You can get a good idea of where to set this threshold by looking at the histogram generated by summarizing the input closed-reference OTU table, as discussed in 16S Microbiome Analysis in Qiita. Here, it looks like 2100 would be an appropriate cutoff: it excludes one clear outlier, but retains most of the samples.


Enter 2100 in the rarefaction depth field, select the check boxes for Summarize Taxa and Beta Diversity, and click “Start Processing”. You will see a list each step in the analysis, followed by its status:


When the analysis is finished, click the ‘Success’ link to see the results.

The results page will have sections indication which samples were dropped due to insufficient numbers of reads, as well as sections for each data type.

Here, we have taxonomy summaries and beta diversity PCoA plots available.


Clicking on bar_charts.html under “Summarize Taxa” will take you to a visualization of the taxa that were found in your sample:


Under “Beta Diversity”, you will have a selection of Principle Coordinates Analyses of different measures of beta diversity, or the similarity between samples.

Clicking on one (say, unweighted unifrac emperor pcoa plot) will open an interactive visualization of the similarity among your samples. Generally speaking, the more similar the samples, the closer the are likely to be in the PCoA ordination. The Emperor visualization program offers a very useful way to explore how patterns of similarity in your data associate with different metadata categories. Here, I’ve colored the points in our test data by cat ownership.


Let’s take a few minutes now to explore the various features of Emperor. Open a new browser window with the Emperor tutorial and follow along with your test data.

Finally, if you ran Alpha Rarefaction, you will also have a link to interactive plots that can be used to show how different measures of alpha diversity correlate with different metadata categories:


Analysis of deblur processing

Creating an analysis of your deblurred data is virtually the same as the process for the Closed Reference data, but there are a few quirks.

First, because the deblur process creates two separate BIOM tables, you’ll want to make a note of the specific object ID number for the artifact you want to use. In my case, that’s ID 26017, the deblurred table with ‘only-16s’ reads.


The specific ID for your table will be unique, so make a note of it, and you can use it to select the correct table for analysis.

Second, currently only the Beta Diversity analysis command option is working with deblurred data.

Creating a meta-analysis

One of the most powerful aspects of Qiita is the ability to compare your data with hundreds of thousands of samples from across the planet. Right now, there are almost 130,000 samples publicly available for you to explore:


(You can get up-to-date statistics by clicking “Stats” under the “More Info” option on the top bar.)

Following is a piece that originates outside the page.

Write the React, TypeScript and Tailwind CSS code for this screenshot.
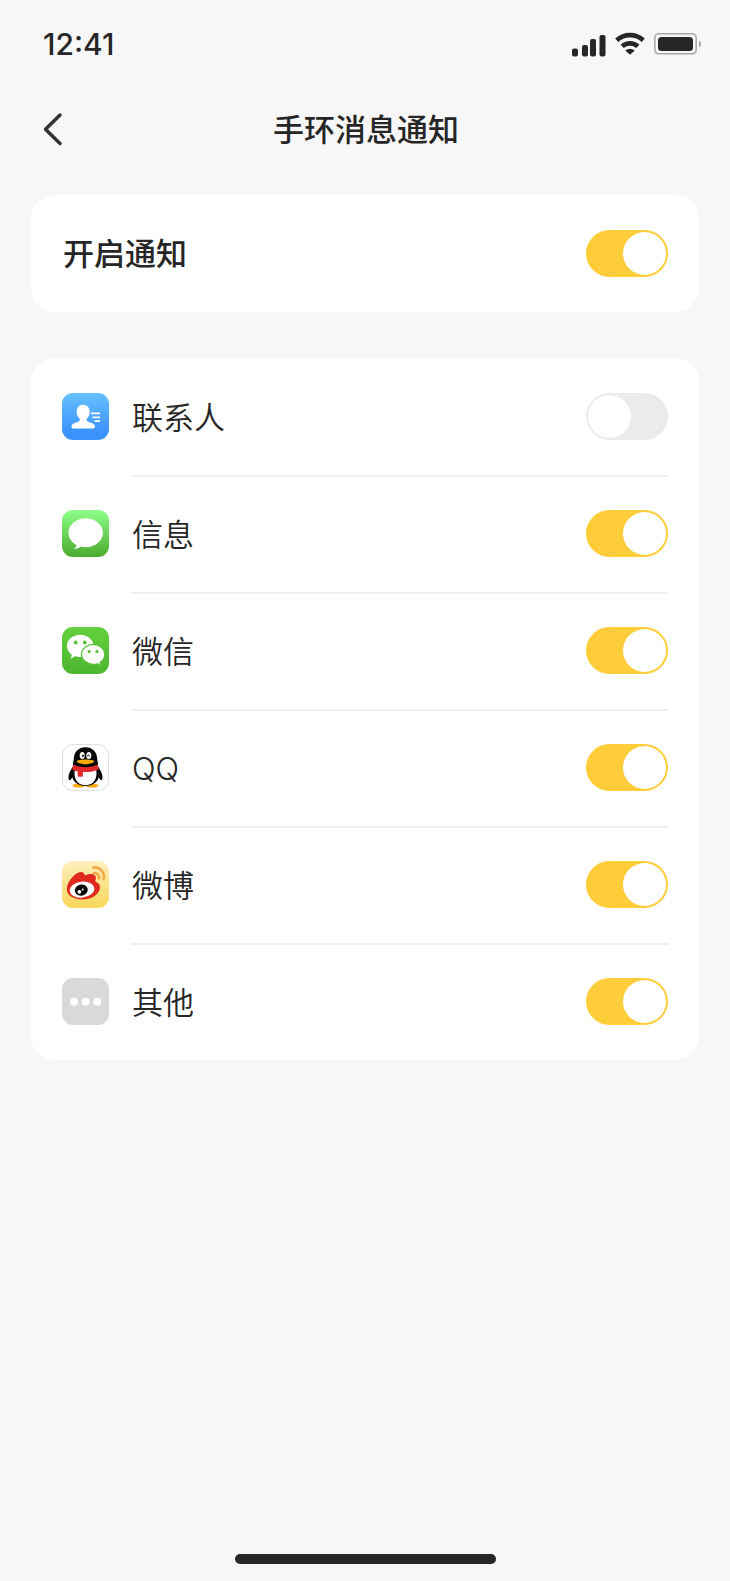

Creating a meta-analysis is just like creating an analysis, except you choose data objects from multiple studies. Let’s start creating a meta-anlysis by adding our Closed Reference OTU table to a new analysis.

Next, we’ll look for some additional data to compare against.

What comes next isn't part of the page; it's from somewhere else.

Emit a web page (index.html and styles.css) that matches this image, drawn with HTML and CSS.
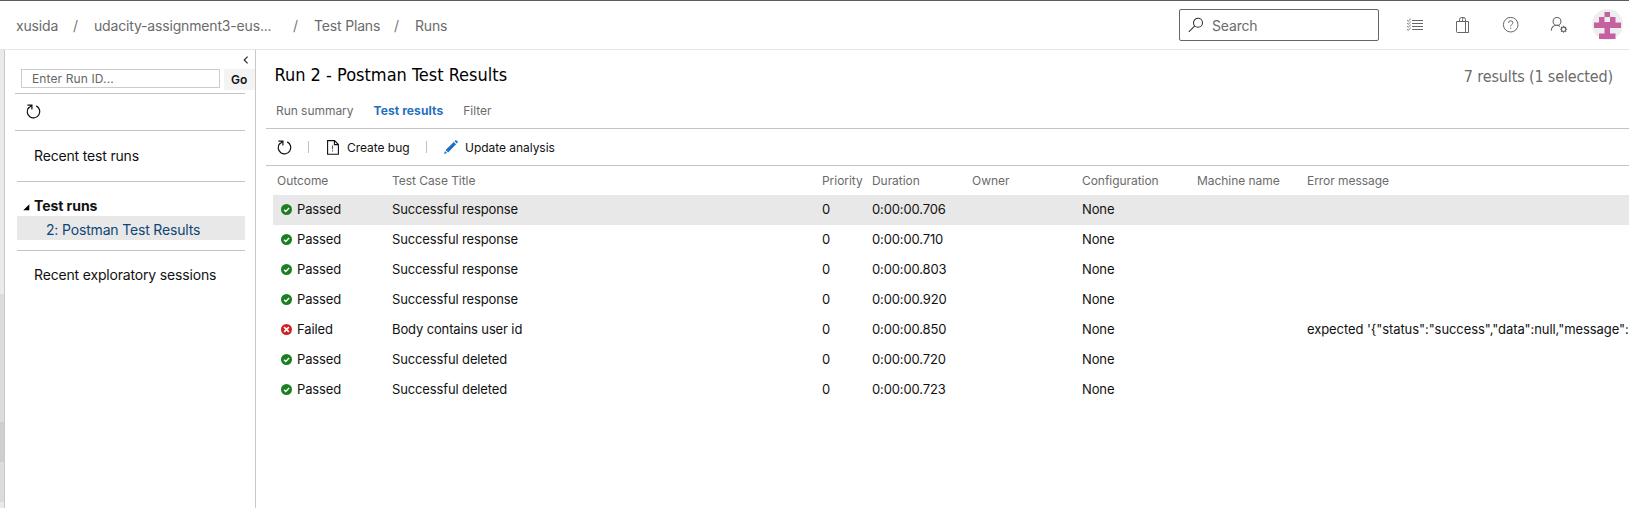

You noticed the ‘Other Studies’ table below ‘Your Studies’ when adding data to the analysis. (Sometimes this takes a while to load - give it a few minutes.) These are publicly available data for you to explore, and each should have processed data suitable for comparison to your own.

There are a couple tools provided to help you find useful public studies.

First, there are a series of “tags” listed at the top of the window:


There are two types of tags: admin-assigned (yellow), and user-assigned (blue). You can tag your own study with any tag you’d like, to help other users find your data. For some studies, Qiita administrators will apply specific reserved tags to help identify particularly relevant data. The “GOLD” tag, for example, identifies a small set of highly-curated, very well-explored studies. If you click on one of these tags, all studies not associated with that tag will disappear from the tables.

Second, there is a search field that allows you to filter studies in real time. Try typing in the name of a known PI, or a particular study organism – the thousands of publicly available studies will be filtered down to something that is easier to look through.

Let’s try comparing our data to the “Global Gut” dataset of human microbiomes from the US, Africa, and South America from the study “Human gut microbiome viewed across age and geography” by Yatsunenko et al. We can search for this dataset using the DOI from the paper: 10.1038/nature11053.


Add the closed reference OTU table from this study to your analysis. You should now be able to click the green analysis icon in the upper right and see both your own OTU table and the public study OTU table in your analysis staging area:


You can now click “Create Analysis” just as before to begin specifying analysis steps. This time, let’s just do the beta diversity step. Select the Beta Diversity command, enter a rarefaction depth of 2100, and click “Start Processing”.

Because you’ve now expanded the number of samples in your analysis by more than an order of magnitude, this step will take a little longer to complete. But when it does, you will be able to use Emperor to explore the samples in your test dataset to samples from around the world!